Before vaccines, it wasn’t uncommon for people to have several bouts of whooping cough infection over their lifetime. And the whooping cough vaccine still doesn’t guarantee lifelong protection from disease, which is why we give booster doses at four years of age and again in high school.

In this most recent outbreak, we saw an unprecedented number of pre-schoolers being infected. So parents have been encouraged to have their children immunised slightly earlier, at three-and-a-half years of age.

Whooping cough, like many other infectious diseases, usually becomes less severe as we grow older. Very young babies – too young to be vaccinated – are at greatest risk of hospitalisation and death.

To try to reduce this risk, authorities have promoted vaccination of groups who are likely to pass the disease on to babies, including parents, grandparents, childcare workers and health-care professionals.

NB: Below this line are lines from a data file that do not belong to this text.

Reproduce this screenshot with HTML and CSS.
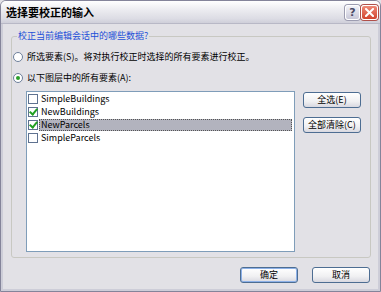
FILE: index.html
```html
<!DOCTYPE html>
<html lang="zh-CN">

<head>
    <meta charset="UTF-8">
    <title>选择要校正的输入</title>
    <link rel="stylesheet" href="styles.css">
</head>

<body>
    <div class="window">
        <div class="titlebar">
            <span class="title">选择要校正的输入</span>
            <div class="caption-btns">
                <span class="cap help">?</span>
                <span class="cap close">
                    <svg width="9" height="9" viewBox="0 0 9 9">
                        <path d="M1 1 L8 8 M8 1 L1 8" stroke="#fff" stroke-width="2" stroke-linecap="square" />
                    </svg>
                </span>
            </div>
        </div>

        <div class="client">
            <fieldset class="group">
                <legend>校正当前编辑会话中的哪些数据?</legend>

                <label class="opt">
                    <span class="radio"></span>
                    <span>所选要素(S)。将对执行校正时选择的所有要素进行校正。</span>
                </label>
                <label class="opt opt-layers">
                    <span class="radio on"></span>
                    <span>以下图层中的所有要素(A):</span>
                </label>

                <div class="layers">
                    <ul class="list">
                        <li><span class="check"></span><span class="name">SimpleBuildings</span></li>
                        <li><span class="check on"></span><span class="name">NewBuildings</span></li>
                        <li class="selected"><span class="check on"></span><span class="name">NewParcels</span></li>
                        <li><span class="check"></span><span class="name">SimpleParcels</span></li>
                    </ul>
                    <div class="side">
                        <button class="btn">全选(E)</button>
                        <button class="btn">全部清除(C)</button>
                    </div>
                </div>
            </fieldset>

            <div class="footer">
                <button class="btn default">确定</button>
                <button class="btn">取消</button>
            </div>
        </div>
    </div>
</body>

</html>
```

FILE: styles.css
```css
body {
    margin: 0;
    font-family: "Noto Sans CJK SC", "Noto Sans", sans-serif;
    font-size: 9px;
    color: #000;
    background: #e2e1e6;
}

.window {
    width: 381px;
    height: 292px;
    box-sizing: border-box;
    border: 1px solid #84849a;
    border-radius: 6px 6px 0 0;
    display: flex;
    flex-direction: column;
    background: #e2e1e6;
    overflow: hidden;
}

.titlebar {
    height: 23px;
    flex: none;
    display: flex;
    align-items: center;
    justify-content: space-between;
    padding: 0 2px 0 5px;
    background: linear-gradient(#ffffff, #eeeef2 35%, #dcdce4 80%, #cfcfd9);
    border-bottom: 1px solid #b8b8c6;
    box-sizing: border-box;
}

.title {
    font-size: 11px;
    font-weight: bold;
    line-height: 14px;
}

.caption-btns {
    display: flex;
    gap: 1px;
    margin-top: 1px;
}

.cap {
    height: 15px;
    box-sizing: border-box;
    border: 1px solid #fff;
    border-radius: 3px;
    display: flex;
    align-items: center;
    justify-content: center;
}

.help {
    width: 15px;
    background: linear-gradient(#f2f2f8, #c8c8d8);
    box-shadow: 0 0 0 1px #9c9cb0;
    color: #4a4a66;
    font-family: "DejaVu Sans", sans-serif;
    font-size: 11px;
    font-weight: bold;
}

.close {
    width: 17px;
    background: linear-gradient(#ee8a78, #d2442e);
    box-shadow: 0 0 0 1px #b0504a;
}

.client {
    flex: 1;
    display: flex;
    flex-direction: column;
    border: 2px solid #cdcdd8;
    border-top: none;
    padding: 6px 7px 0 8px;
}

.group {
    margin: 0;
    padding: 9px 0 5px 0;
    border: 1px solid #c8c8c2;
    border-radius: 3px;
}

.group legend {
    margin-left: 5px;
    padding: 0 1px;
    line-height: 12px;
    color: #1d4fd8;
}

.opt {
    display: flex;
    align-items: center;
    height: 12px;
    line-height: 12px;
    padding-left: 1px;
    gap: 4px;
}

.opt-layers {
    margin-top: 9px;
}

.radio {
    width: 10px;
    height: 10px;
    box-sizing: border-box;
    border: 1px solid #6d7f9b;
    border-radius: 50%;
    background: #fff;
    display: flex;
    align-items: center;
    justify-content: center;
}

.radio.on::after {
    content: "";
    width: 4px;
    height: 4px;
    border-radius: 50%;
    background: #2ba02b;
}

.layers {
    display: flex;
    margin-top: 7px;
    padding-left: 14px;
    gap: 8px;
}

.list {
    list-style: none;
    margin: 0;
    padding: 0 2px 0 1px;
    width: 269px;
    height: 161px;
    box-sizing: border-box;
    border: 1px solid #7f9db9;
    background: #fff;
}

.list li {
    height: 13px;
    display: flex;
    align-items: center;
    line-height: 12px;
}

.check {
    width: 10px;
    height: 10px;
    box-sizing: border-box;
    border: 1px solid #5f7290;
    background: #fff;
    flex: none;
    margin-right: 1px;
    position: relative;
}

.check.on::after {
    content: "";
    position: absolute;
    left: 2px;
    top: -1px;
    width: 3px;
    height: 6px;
    border: solid #22a022;
    border-width: 0 2px 2px 0;
    transform: rotate(40deg);
}

.name {
    flex: 1;
    padding-left: 2px;
    height: 12px;
    box-sizing: border-box;
}

.selected .name {
    background: #b2b3be;
    outline: 1px dotted #555;
    outline-offset: -1px;
}

.side {
    display: flex;
    flex-direction: column;
    gap: 9px;
    padding-top: 1px;
}

.btn {
    width: 58px;
    height: 16px;
    padding: 0;
    font-family: "Noto Sans CJK SC", "Noto Sans", sans-serif;
    font-size: 9px;
    line-height: 12px;
    color: #000;
    border: 1px solid #4d6d92;
    border-radius: 3px;
    background: linear-gradient(#ffffff, #f0f0f2 60%, #d8d8e0);
}

.btn.default {
    box-shadow: inset 0 0 0 1px #8cb0e8;
}

.footer {
    display: flex;
    justify-content: flex-end;
    gap: 14px;
    margin-top: 9px;
    padding-right: 1px;
}
```
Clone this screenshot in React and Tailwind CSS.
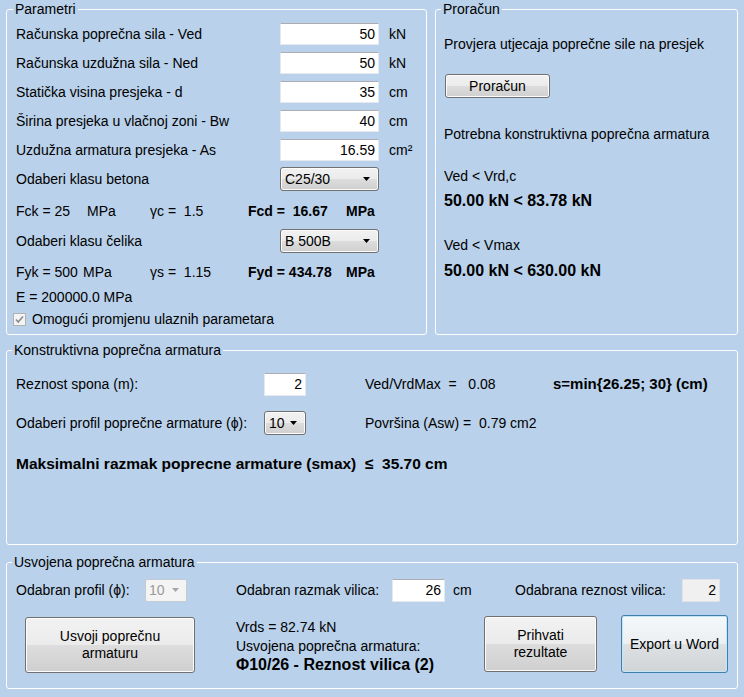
import React from "react";

const btn =
  "rounded-[3px] border border-[#707070] bg-[linear-gradient(to_bottom,#f2f2f2_0%,#ebebeb_50%,#dddddd_50%,#cfcfcf_100%)] shadow-[inset_0_0_0_1px_#fcfcfc]";

function Arrow({ grey }) {
  return (
    <svg width="7" height="4" viewBox="0 0 7 4">
      <path d="M0 0h7L3.5 4z" fill={grey ? "#a6a6a6" : "#000"} />
    </svg>
  );
}

function Combo({ value, className }) {
  return (
    <div className={`${btn} ${className} flex h-[24px] items-center justify-between pl-[4px] pr-[8px]`}>
      <span>{value}</span>
      <Arrow />
    </div>
  );
}

function Field({ value, className }) {
  return (
    <div
      className={`flex items-center justify-end border border-[#e3e9ef] border-t-[#abadb3] bg-white pr-[3px] ${className}`}
    >
      {value}
    </div>
  );
}

function Group({ title, className, legendClass, children }) {
  return (
    <fieldset className={`rounded-[3px] border border-white ${className}`}>
      <legend className={`px-[2px] leading-[16px] ${legendClass}`}>{title}</legend>
      {children}
    </fieldset>
  );
}

const params = [
  ["Računska poprečna sila - Ved", "50", "kN"],
  ["Računska uzdužna sila - Ned", "50", "kN"],
  ["Statička visina presjeka - d", "35", "cm"],
  ["Širina presjeka u vlačnoj zoni - Bw", "40", "cm"],
  ["Uzdužna armatura presjeka - As", "16.59", "cm²"],
];

export default function App() {
  return (
    <div className="h-[697px] w-[744px] overflow-hidden bg-[#b9d1ea] px-[6px] pt-[1px] font-['Liberation_Sans',Arial,sans-serif] text-[14px] leading-[16px] text-black">
      <div className="flex gap-[8px]">
        {/* Parametri */}
        <Group title="Parametri" className="h-[334px] w-[421px] pl-[9px]" legendClass="ml-[-3px]">
          <div className="mt-[2px]">
            {params.map(([label, val, unit]) => (
              <div key={label} className="flex h-[29px] items-center">
                <span className="w-[264px] whitespace-nowrap">{label}</span>
                <Field value={val} className="h-[22px] w-[99px]" />
                <span className="ml-[10px]">{unit}</span>
              </div>
            ))}
            <div className="flex h-[30px] items-center">
              <span className="w-[264px]">Odaberi klasu betona</span>
              <Combo value="C25/30" className="w-[99px]" />
            </div>
            <div className="flex h-[34px] items-center whitespace-pre">
              <span className="w-[71px]">Fck = 25</span>
              <span className="w-[63px]">MPa</span>
              <span className="w-[98px]">γc =  1.5</span>
              <span className="w-[98px] font-bold">Fcd =  16.67</span>
              <span className="font-bold">MPa</span>
            </div>
            <div className="flex h-[26px] items-center">
              <span className="w-[264px]">Odaberi klasu čelika</span>
              <Combo value="B 500B" className="w-[99px]" />
            </div>
            <div className="flex h-[36px] items-center whitespace-pre">
              <span className="w-[67px]">Fyk = 500</span>
              <span className="w-[67px]">MPa</span>
              <span className="w-[98px]">γs =  1.15</span>
              <span className="w-[98px] font-bold">Fyd = 434.78</span>
              <span className="font-bold">MPa</span>
            </div>
            <div className="flex h-[14px] items-center">E = 200000.0 MPa</div>
            <div className="flex h-[30px] items-center">
              <div className="ml-[-3px] flex h-[13px] w-[13px] items-center justify-center border border-[#b1b1b1] bg-[#f4f4f4]">
                <svg width="9" height="9" viewBox="0 0 9 9">
                  <path d="M1 4.5l2.2 2.5L8 1.5" fill="none" stroke="#8a8a8a" strokeWidth="1.6" />
                </svg>
              </div>
              <span className="ml-[6px]">Omogući promjenu ulaznih parametara</span>
            </div>
          </div>
        </Group>

        {/* Proračun */}
        <Group title="Proračun" className="h-[334px] w-[303px] pl-[8px]" legendClass="ml-[-3px]">
          <div className="mt-[19px]">Provjera utjecaja poprečne sile na presjek</div>
          <div className={`${btn} ml-[1px] mt-[22px] flex h-[24px] w-[105px] items-center justify-center`}>
            Proračun
          </div>
          <div className="mt-[28px]">Potrebna konstruktivna poprečna armatura</div>
          <div className="mt-[26px]">Ved &lt; Vrd,c</div>
          <div className="mt-[8px] text-[16px] font-bold leading-[18px]">50.00 kN &lt; 83.78 kN</div>
          <div className="mt-[27px]">Ved &lt; Vmax</div>
          <div className="mt-[9px] text-[16px] font-bold leading-[18px]">50.00 kN &lt; 630.00 kN</div>
        </Group>
      </div>

      {/* Konstruktivna */}
      <Group
        title="Konstruktivna poprečna armatura"
        className="mt-[7px] h-[203px] w-[732px] pl-[9px]"
        legendClass="ml-[-4px]"
      >
        <div className="mt-[13px] flex h-[26px] items-center whitespace-pre">
          <span className="w-[248px]">Reznost spona (m):</span>
          <Field value="2" className="h-[23px] w-[42px]" />
          <span className="ml-[59px] w-[188px]">Ved/VrdMax  =   0.08</span>
          <span className="text-[15px] font-bold">s=min{"{"}26.25; 30{"}"} (cm)</span>
        </div>
        <div className="mt-[13px] flex h-[26px] items-center whitespace-pre">
          <span className="w-[248px]">Odaberi profil poprečne armature (ϕ):</span>
          <Combo value="10" className="w-[42px]" />
          <span className="ml-[59px]">Površina (Asw) =  0.79 cm2</span>
        </div>
        <div className="mt-[18px] flex h-[20px] items-center whitespace-pre text-[15.5px] font-bold">
          Maksimalni razmak poprecne armature (smax)  ≤  35.70 cm
        </div>
      </Group>

      {/* Usvojena */}
      <Group
        title="Usvojena poprečna armatura"
        className="mt-[9px] h-[135px] w-[732px] pl-[9px]"
        legendClass="ml-[-4px]"
      >
        <div className="mt-[8px] flex h-[24px] items-center">
          <span className="w-[129px]">Odabran profil (ϕ):</span>
          <div className="flex h-[23px] w-[42px] items-center justify-between rounded-[2px] border border-[#c5cbd2] bg-[#f4f4f4] pl-[3px] pr-[7px] text-[#9a9a9a]">
            <span>10</span>
            <Arrow grey />
          </div>
          <span className="ml-[49px] w-[156px]">Odabran razmak vilica:</span>
          <Field value="26" className="h-[23px] w-[53px]" />
          <span className="ml-[8px] w-[62px]">cm</span>
          <span className="w-[167px]">Odabrana reznost vilica:</span>
          <div className="flex h-[23px] w-[38px] items-center justify-end border border-[#dfe3e8] bg-[#f0f0f0] pr-[3px]">
            2
          </div>
        </div>
        <div className="mt-[13px] flex items-start">
          <div
            className={`${btn} ml-[9px] mt-[2px] flex h-[56px] w-[170px] items-center justify-center text-center leading-[17px]`}
          >
            Usvoji poprečnu
            <br />
            armaturu
          </div>
          <div className="ml-[41px] w-[248px]">
            <div className="mt-[4px]">Vrds = 82.74 kN</div>
            <div className="mt-[3px]">Usvojena poprečna armatura:</div>
            <div className="mt-[2px] text-[16px] font-bold leading-[18px]">Φ10/26 - Reznost vilica (2)</div>
          </div>
          <div
            className={`${btn} mt-[1px] flex h-[56px] w-[113px] items-center justify-center text-center leading-[17px]`}
          >
            Prihvati
            <br />
            rezultate
          </div>
          <div className="ml-[24px] flex h-[58px] w-[107px] items-center justify-center rounded-[3px] border border-[#3c7fb1] bg-[linear-gradient(to_bottom,#f4f8fb_0%,#ebeff2_50%,#dde1e4_50%,#d0d4d7_100%)] shadow-[inset_0_0_0_1px_#c4e5f6]">
            Export u Word
          </div>
        </div>
      </Group>
    </div>
  );
}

Local and international efforts are helping understand how better to use vaccines to control this troublesome infection. A current national research project funded by the government, for instance, is testing whether giving newborns whooping cough vaccine is safe and will protect them sooner.

Another project is exploring how well newborns are protected if their mothers are vaccinated against pertussis in the second half of pregnancy, a strategy recently recommended by the US Advisory Committee on Immunisation Practices.

Importance of vaccination

Opponents of vaccine programs could argue the ongoing problem with whooping cough despite mass vaccination programs means we shouldn’t bother with the shots. They suggest it’s better to get natural immunity and avoid what they believe is a risky vaccine.

In reality, the whooping cough vaccine is overwhelmingly safe and the unvaccinated are at risk of more severe disease even well beyond infancy. And when they do get whooping cough, they’re likely to have more bugs and spread it more efficiently.

As recently as the 1940s, hundreds of people were dying from whooping cough every year, in a population only a third of the present size. The introduction of whooping cough vaccines in the 1950s changed all that and the vaccine’s contribution to the saved lives must be recognised.

Our vigilance in pursuing this bug stems from the belief that even one death that could have been prevented with a vaccine is too many.

But, we must acknowledge the limitations of vaccine programs and this acknowledgement gives rise to a genuine concern that public confidence in vaccine programs could be undermined or that opponents of vaccinations will amplify such a message or decontextualise it.

This fact shouldn’t discourage clear and rational appraisal of immunisation programs, to further enhance their existing achievements in disease prevention.